Advertising banner starts and ends
These delimiters define the start and end of the advertising area.

Note that the one place where Sherlock is more powerful than Hemlock is in handling foreign encodings and fonts. Hemlock ignores a number of encoding and translation entries listed above, and currently will handle no special encodings specified by the plug-in. Hemlock will currently display text as translated by Newt's Cape using the default encoding the user has provided. However, Hemlock is set to display only in the Simple font (Geneva) at 9 point; this font does not provide Chinese or Japanese characters, sorry.

APIAddSearchEngine(srctext)

This function submits a .src file, stored as plain text in the string srctext, to Hemlock to add to its search engines. Nothing is returned.

APIResultsCursor()

Returns a cursor of all the search results. Search results are of two forms: Header entries, which display the search engine name, search terms, and advertising, and non-header entries, which display actual parsed query results.
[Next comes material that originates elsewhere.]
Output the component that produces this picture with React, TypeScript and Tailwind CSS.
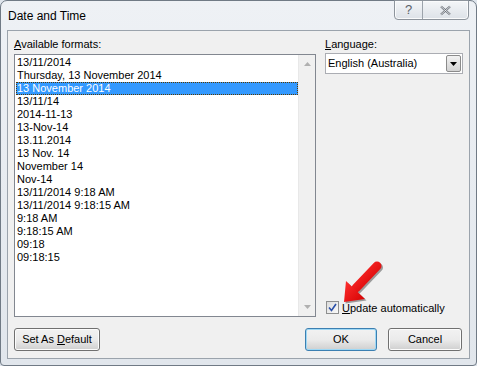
import React from 'react';

const formats = [
  '13/11/2014',
  'Thursday, 13 November 2014',
  '13 November 2014',
  '13/11/14',
  '2014-11-13',
  '13-Nov-14',
  '13.11.2014',
  '13 Nov. 14',
  'November 14',
  'Nov-14',
  '13/11/2014 9:18 AM',
  '13/11/2014 9:18:15 AM',
  '9:18 AM',
  '9:18:15 AM',
  '09:18',
  '09:18:15',
];

const font = { fontFamily: '"Liberation Sans", Arial, sans-serif' };

function WinButton({ children, primary = false, className = '' }: { children: React.ReactNode; primary?: boolean; className?: string }) {
  return (
    <button
      className={`h-[23px] rounded-[3px] border text-[11px] text-black bg-gradient-to-b from-[#f2f2f2] via-[#ebebeb] to-[#cfcfcf] ${
        primary ? 'border-[#3c7fb1] shadow-[inset_0_0_0_1px_#9ed8f5]' : 'border-[#707070] shadow-[inset_0_0_0_1px_#fcfcfc]'
      } ${className}`}
    >
      {children}
    </button>
  );
}

export default function App() {
  return (
    <div className="w-[477px] h-[366px] bg-[#dfe5ec]" style={font}>
      <div className="relative w-full h-full rounded-t-[7px] rounded-b-[4px] border border-[#707a85] bg-gradient-to-b from-[#eef1f5] to-[#e1e6ec] flex flex-col">
        {/* Title bar */}
        <div className="h-[29px] flex items-start justify-between">
          <span className="pl-[7px] pt-[6px] text-[12px] text-black">Date and Time</span>
          <div className="mr-[7px] -mt-px flex h-[20px] rounded-b-[4px] border border-[#8d949c] bg-gradient-to-b from-[#f4f6f8] to-[#dde2e8] shadow-[inset_0_0_0_1px_#fafbfc]">
            <div className="w-[28px] flex items-center justify-center border-r border-[#9ca3ab] text-[13px] text-[#5b6168]">?</div>
            <div className="w-[45px] flex items-center justify-center">
              <svg width="13" height="11" viewBox="0 0 13 11">
                <path d="M2 1.5 L11 9.5 M11 1.5 L2 9.5" stroke="#6a7078" strokeWidth="2.2" fill="none" />
                <path d="M2 1.5 L11 9.5 M11 1.5 L2 9.5" stroke="#f4f5f6" strokeWidth="0.8" fill="none" />
              </svg>
            </div>
          </div>
        </div>

        {/* Client area */}
        <div className="flex-1 mx-[6px] mb-[6px] border border-[#9ba3ac] bg-[#f0f0f0] flex flex-col pl-[6px] pr-[6px] pt-[6px] pb-[7px]">
          <div className="flex flex-1 gap-[9px]">
            {/* Left column */}
            <div className="w-[302px] flex flex-col">
              <div className="h-[17px] text-[11px] leading-[14px] text-black">
                <span className="underline">A</span>vailable formats:
              </div>
              <div className="h-[263px] border border-[#828790] bg-white flex">
                <div className="flex-1 pt-px pl-px">
                  {formats.map((f, i) =>
                    i === 2 ? (
                      <div
                        key={f}
                        className="h-[13px] leading-[12px] text-[11px] text-white bg-[#3399ff] outline-1 outline-dotted outline-[#5a3b00] -outline-offset-1 pl-[1px]"
                      >
                        {f}
                      </div>
                    ) : (
                      <div key={f} className="h-[13px] leading-[13px] text-[11px] text-black pl-[1px]">
                        {f}
                      </div>
                    )
                  )}
                </div>
                <div className="w-[17px] bg-[#f0f0f0] border-l border-[#e8e8e8] flex flex-col items-center justify-between py-[7px]">
                  <svg width="7" height="4" viewBox="0 0 7 4">
                    <path d="M0 4 L3.5 0 L7 4 Z" fill="#b0b0b0" />
                  </svg>
                  <svg width="7" height="4" viewBox="0 0 7 4">
                    <path d="M0 0 L3.5 4 L7 0 Z" fill="#b0b0b0" />
                  </svg>
                </div>
              </div>
            </div>

            {/* Right column */}
            <div className="flex-1 flex flex-col">
              <div className="h-[16px] text-[11px] leading-[14px] text-black">
                <span className="underline">L</span>anguage:
              </div>
              <div className="h-[21px] border border-[#abadb3] bg-white flex items-center">
                <span className="flex-1 pl-[2px] text-[11px] text-black">English (Australia)</span>
                <div className="w-[15px] h-[17px] mr-px border border-[#8b8b8b] rounded-[2px] bg-gradient-to-b from-[#f2f2f2] to-[#d2d2d2] flex items-center justify-center">
                  <svg width="7" height="4" viewBox="0 0 7 4">
                    <path d="M0 0 L3.5 4 L7 0 Z" fill="#000" />
                  </svg>
                </div>
              </div>
              <div className="flex-1" />
              <div className="flex items-center gap-[3px] pl-px mb-[2px]">
                <div className="w-[13px] h-[13px] border border-[#8e8f8f] bg-gradient-to-br from-[#dcdcdc] to-[#fafafa] flex items-center justify-center">
                  <svg width="9" height="9" viewBox="0 0 9 9">
                    <path d="M1 4.5 L3.5 7.5 L8 1" stroke="#2a4fa8" strokeWidth="1.6" fill="none" />
                  </svg>
                </div>
                <span className="text-[11px] text-black">
                  <span className="underline">U</span>pdate automatically
                </span>
              </div>
            </div>
          </div>

          {/* Buttons */}
          <div className="flex items-end mt-[10px]">
            <WinButton className="w-[86px]">
              Set As <span className="underline">D</span>efault
            </WinButton>
            <div className="flex-1" />
            <WinButton primary className="w-[72px]">OK</WinButton>
            <WinButton className="w-[74px] ml-[11px] mr-px">Cancel</WinButton>
          </div>
        </div>

        {/* Red annotation arrow */}
        <svg className="absolute left-[333px] top-[254px] pointer-events-none" width="54" height="54" viewBox="0 0 54 54">
          <defs>
            <linearGradient id="rg" x1="0" y1="0" x2="1" y2="1">
              <stop offset="0" stopColor="#ff3030" />
              <stop offset="1" stopColor="#d40000" />
            </linearGradient>
          </defs>
          <g transform="translate(1.5,1.5)" opacity="0.35">
            <path d="M22 33 L43 11" stroke="#000" strokeWidth="9" strokeLinecap="round" />
            <path d="M10 47 L12 26 L31 44 Z" fill="#000" />
          </g>
          <path d="M22 33 L43 11" stroke="url(#rg)" strokeWidth="9" strokeLinecap="round" />
          <path d="M10 47 L12 26 L31 44 Z" fill="url(#rg)" />
        </svg>
      </div>
    </div>
  );
}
Search results are displayed in Hemlock in exactly the order in which they appear in the soup by default (the order in which they were entered into the soup). Result frames have the following slots:

site
Name of the search engine. Only appears in header entries.
terms
search terms. Only appears in header entries.
url
URL to jump to when clicking on the entry.
ad
Advertising text for search engine. Only appears in header entries.
adurl
URL to jump to when clicking on the advertisement. Only appears in header entries.
text
Text of the results. Only appears in non-header entries.
discussion
Further discussion of the results. Only appears in non-header entries.
prediscussion
Text that appeared prior to text, but after the item start. Only appears in non-header entries.
relevance
Relevance of the results. Only appears in non-header entries.
otherurls
an array of frames of the form { text:"the text", url:"the url" } which contain the additional urls and related hyperlink text found when parsing. This slot may be nil. Only appears in non-header entries.